Field recordings, always a strong part of the band’s overall timbre, tweet and pour around the piano in the opening “improv” (I’ve never seen birds at the venue, so I’m assuming these are field recordings).  A faint wail and drone enter as the track leans toward “plagues”, then tumbles in completely, as if falling down a hill, drumsticks and piano keys rolling from the pockets, bouncing over rocks and rills.  One suspects this song will only get bigger in subsequent versions.  And then, as soon as a spring shower, it’s over, giving way to the somber, static-rimmed “lament” and tender, respectful “yoshimi was a good cat”, which grows from humble origins to something resembling a celebration, like gratitude found in the wake of grief.  The wordless vocals rise like a morning choir rediscovering its voice.

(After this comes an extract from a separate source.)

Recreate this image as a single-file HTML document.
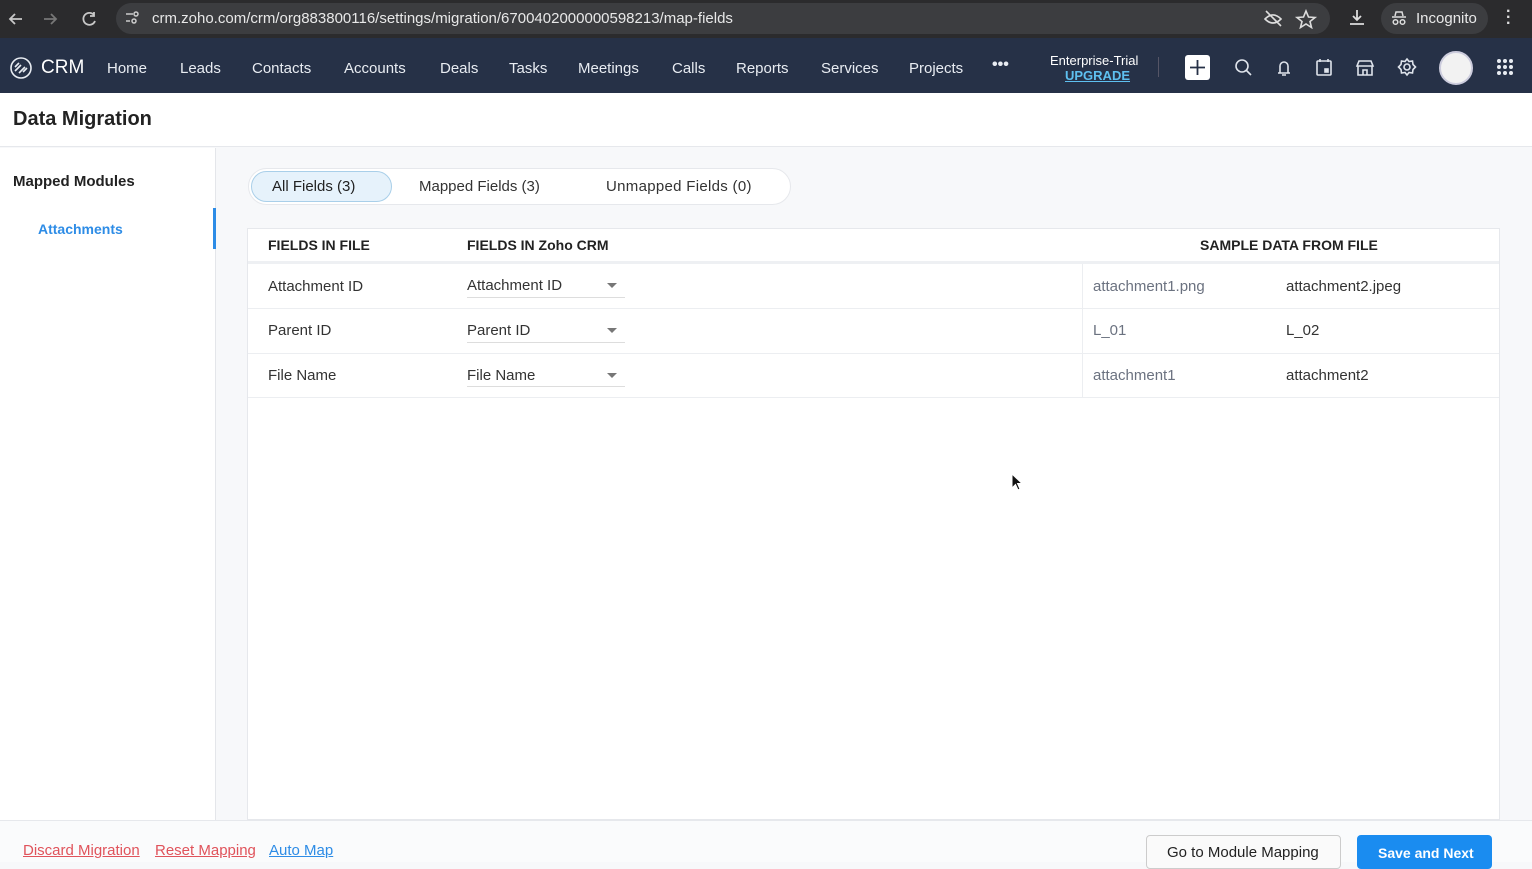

The second side contains two nine-minute pieces, “thunderswan” and “staircases to madagascar”, the latter of which contains no Led Zeppelin references.  In the opener, tape loops give way to a thoughtful piano piece in the third minute, but the track continues to bloom in volume and thickness well into the seventh, finally laying down its head to rest in a bed of bells.  Whispers launch the closer, which takes on a darker tone as it develops, wood blocks and bass drums setting the stage for a swirling finale.

Can these songs get any better?  We’ll have to wait and see, but if these are sketches, they’re just about as complete as one can imagine.  Develop them, remix them or revisit them ~ Sontag Shogun remains surefooted as it offers fans a rare form of observational access.